Plaintiffs further claim that defendants' failure to inform them that the Club could be sold constitutes a fraud on them. Plaintiffs, however, have presented no evidence, beyond rumor and innuendo, to support such a claim. Rule 4:5-8(a) requires that allegations of fraud be pled with "particulars of the wrong, with dates and items if necessary . . . insofar as practicable. Malice, intent, knowledge and other condition[s] of mind of a person may be alleged generally." Proof of legal fraud must be made by clear and convincing evidence. See, e.g., Stochastic Decisions, Inc. v. DiDomenico, 236 N.J. Super. 388, 395-96 (App. Div. 1989), certif. denied, 121 N.J. 607 (1990).
We agree with the trial court's finding that plaintiffs "offer nothing in support of [their] positions other than their own general statements, citing to no source or person [and] no specific conversation." We have been provided with brief excerpts of the deposition testimony of fifteen plaintiffs. Each plaintiff indicated in his deposition that he resigned voluntarily. One plaintiff, Gary Tapken, also indicated that his $1,000 bond was refunded when he resigned. Tapken testified that as early as 1998 -- four years before the Club voted to sell the property -- defendant John Sabatini told him, "we're going to get this membership down to [thirty] people and we're going to sell the place." Other than that bare allegation, plaintiffs offer no evidence of fraud or misrepresentation. Indeed, plaintiffs concede that they cannot prove that anyone knowingly misrepresented facts to them regarding the sale of Club property or the distribution of proceeds from such sale if the Club were to be dissolved. Moreover, plaintiffs offer no evidence whatsoever that any members were forced out or pressured to resign "to get [the] membership down to thirty people." Plaintiffs rely on Smith v. Hunterdon County Mut. Fire Ins. Co., 41 N.J. Eq. 473 (Ch. 1886), to support their position.

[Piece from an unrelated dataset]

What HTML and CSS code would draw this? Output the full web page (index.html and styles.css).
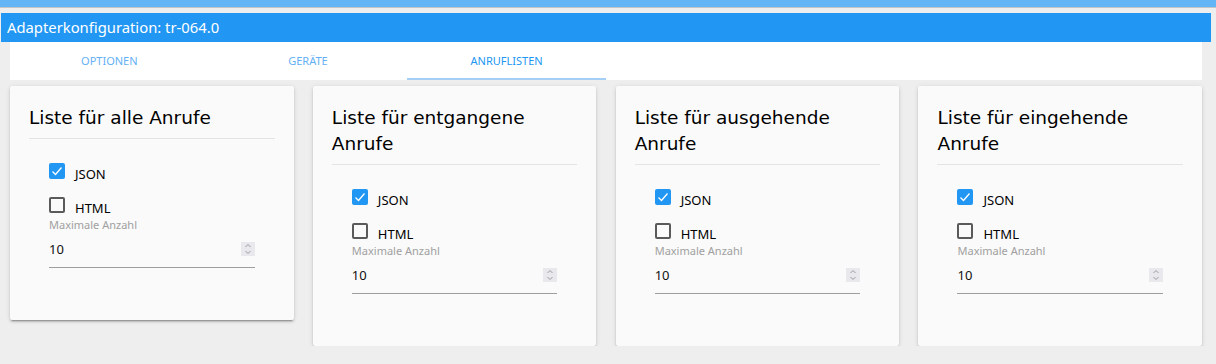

There, the defendant mutual insurance company decided to distribute a large surplus to its current members. Id. at 473-74. The court found that the surplus accrued from payments made by former and current policyholders and that distribution to current policyholders alone would serve as a windfall to them and a penalty to those who contributed to the surplus by paying premiums over the years. Id. at 474-75. The court concluded, therefore, that former policyholders should be included in the distribution. Id. at 477-78.
Smith is distinguishable from this case. Here, the former Club members stopped paying their dues and contributing to the Club upon their resignations, as did the policy holders in Smith, but the increased value of the property was the result of the extraordinary inflation in the real estate market since the property was purchased in 1968.
N.J.S.A. 15A:12-8(a) provides that dissolving corporations "shall adopt a plan of dissolution for the satisfaction of its liabilities and the distribution of its assets. The plan shall implement all provisions in the certificate of incorporation or bylaws prescribing the disposition of assets." The statute further provides that the dissolution plan shall include, where appropriate, provisions to implement the following in the priority set forth below:
(1) Payment and discharge of all liabilities and obligations of the corporation;
(2) Compliance with all conditions of any tax exemption applicable to the corporation;
(3) Return, transfer or conveyance of all assets received and held by the corporation upon condition that the assets be returned, transferred or conveyed upon dissolution of the corporation;
(4) Transfer or conveyance of all assets received and held by the corporation subject to limitations permitting their use only for charitable, religious, eleemosynary, benevolent, educational or similar purposes, but not held upon condition[s] set forth in paragraph (3) of subsection b. of this section, to one or more domestic or foreign corporations engaged in activities substantially similar to those of the dissolving corporation or, if applicable, to a receiver to be held for the benefit of the public and for use in accordance with the limitations, or pursuant to a court order;
(5) Distribution of all assets required by the corporation's certificate of incorporation or bylaws to be distributed to the members in the manner so specified;
(6) Disposition of all other assets.
Where neither the certificate of incorporation, the constitution of the organization or the bylaws specify otherwise, the funds should be divided pro rata among the members at the time the non-profit organization dissolves. Pierson v. Gardner, 81 N.J. Eq., 505, 509 (E.&A.1913).
In short, there is no legal basis upon which these plaintiffs can claim an entitlement to distribution of the proceeds of the sale of the Club property. The corollary to the question of whether former club members have a right to share in a distribution of the Club's assets is whether the former members can be held liable for the debts of the dissolving organization. Clearly, under the circumstances presented, the answer is no. See, e.g., Clearwater Citrus Growers' Ass'n v. Andrews, 87 So. 903, 905 (Fla. 1921); Raulston v. Everett, 561 S.W. 2d 635, 638 (Tex. App. 1978).
We have carefully considered the record in light of plaintiffs' arguments and the applicable law, and we are satisfied that the arguments lack sufficient merit to warrant further discussion in a written opinion, R. 2:11-3(e)(1)(E). We affirm substantially for the reasons stated by Judge Gerald C. Escala, now retired, in his written decision dated January 17, 2006. R. 2:11-3(e)(1)(A).